Utilities use a combination of long-term borrowing, preferred equity, and shareholder investment to fund projects such as infrastructure improvements and wildfire safety measures. The CPUC’s cost of capital framework helps ensure that utilities can access capital at reasonable rates while maintaining healthy credit ratings.

For Pacific Gas and Electric Company, Southern California Gas Company, and San Diego Gas & Electric, the CPUC authorized returns on equity (ROEs) just under 10 percent. Southern California Edison received an ROE slightly above 10 percent. These figures are lower than current levels and reflect national trends. According to the CPUC, “Returns are not guaranteed; utilities earn the full authorized ROE only when they effectively manage costs, maintain safe operations, and deliver projects on time and on budget.” The commission also decided to keep its existing Cost of Capital Mechanism in place, which allows for automatic adjustments if there are significant changes in bond markets between formal cost of capital proceedings.

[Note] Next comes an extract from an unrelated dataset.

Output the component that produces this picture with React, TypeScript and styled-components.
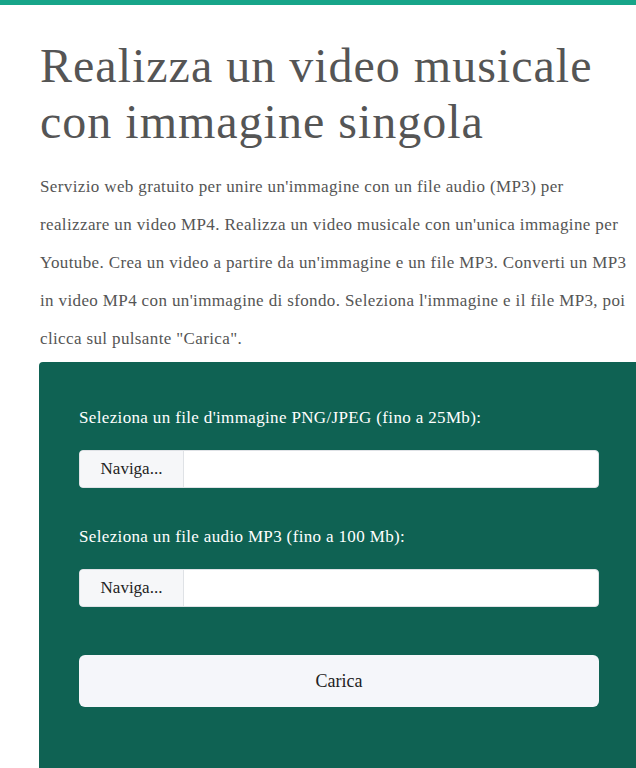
import styled, { createGlobalStyle } from "styled-components";

const GlobalStyle = createGlobalStyle`
  html, body {
    margin: 0;
    padding: 0;
    background: #ffffff;
    overflow: hidden;
  }
  body {
    font-family: "Liberation Serif", "DejaVu Serif", serif;
    color: #555555;
  }
`;

const TopBar = styled.div`
  height: 5px;
  background-color: #17a589;
`;

const Page = styled.main`
  width: 600px;
  padding: 0 0 0 40px;
`;

const Title = styled.h1`
  margin: 33px 0 0 0;
  font-size: 48px;
  font-weight: 400;
  line-height: 56px;
  letter-spacing: 1px;
  color: #555555;
`;

const Intro = styled.p`
  margin: 18px 0 0 0;
  font-size: 17px;
  line-height: 38px;
  letter-spacing: 0.37px;
  white-space: nowrap;
  color: #555555;
`;

const Panel = styled.section`
  margin: 4px 0 0 -1px;
  width: 600px;
  height: 420px;
  box-sizing: border-box;
  padding: 44px 40px;
  background-color: #0f6253;
  border-radius: 4px 4px 0 0;
  display: flex;
  flex-direction: column;
`;

const Label = styled.label`
  display: block;
  font-size: 17px;
  line-height: 24px;
  letter-spacing: 0.35px;
  color: #ffffff;
  margin-bottom: 20px;
`;

const Field = styled.div<{ $spaced?: boolean }>`
  display: flex;
  height: 38px;
  border-radius: 4px;
  overflow: hidden;
  background: #ffffff;
  border: 1px solid #dfe2e6;
  box-sizing: border-box;
  margin-bottom: ${({ $spaced }) => ($spaced ? "37px" : "0")};
`;

const BrowseButton = styled.span`
  width: 103px;
  display: flex;
  align-items: center;
  justify-content: center;
  background: #f6f7f9;
  border-right: 1px solid #dfe2e6;
  font-size: 17px;
  color: #222222;
`;

const FileName = styled.span`
  flex: 1;
`;

const SubmitButton = styled.button`
  margin-top: 48px;
  height: 52px;
  border: none;
  border-radius: 6px;
  background: #f5f6fa;
  font-family: "Liberation Serif", serif;
  font-size: 18px;
  color: #222222;
`;

export default function App() {
  return (
    <>
      <GlobalStyle />
      <TopBar />
      <Page>
        <Title>
          Realizza un video musicale
          <br />
          con immagine singola
        </Title>
        <Intro>
          Servizio web gratuito per unire un'immagine con un file audio (MP3) per
          <br />
          realizzare un video MP4. Realizza un video musicale con un'unica immagine per
          <br />
          Youtube. Crea un video a partire da un'immagine e un file MP3. Converti un MP3
          <br />
          in video MP4 con un'immagine di sfondo. Seleziona l'immagine e il file MP3, poi
          <br />
          clicca sul pulsante "Carica".
        </Intro>
        <Panel>
          <Label>Seleziona un file d'immagine PNG/JPEG (fino a 25Mb):</Label>
          <Field $spaced>
            <BrowseButton>Naviga...</BrowseButton>
            <FileName />
          </Field>
          <Label>Seleziona un file audio MP3 (fino a 100 Mb):</Label>
          <Field>
            <BrowseButton>Naviga...</BrowseButton>
            <FileName />
          </Field>
          <SubmitButton>Carica</SubmitButton>
        </Panel>
      </Page>
    </>
  );
}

Adjustments to ROE—and by extension the overall rate of return—can affect customer bills over time because these rates are applied to the value of approved utility infrastructure investments. A reduction in ROE means utilities may earn less profit from their investments, which could help moderate future rate increases for customers. However, setting ROEs too low could prompt investors to expect higher interest rates from utilities, potentially raising borrowing costs that would be reflected in utility rates for years.

The CPUC regulates services and utilities across California with a focus on consumer protection, environmental safeguards, and ensuring access to reliable utility infrastructure.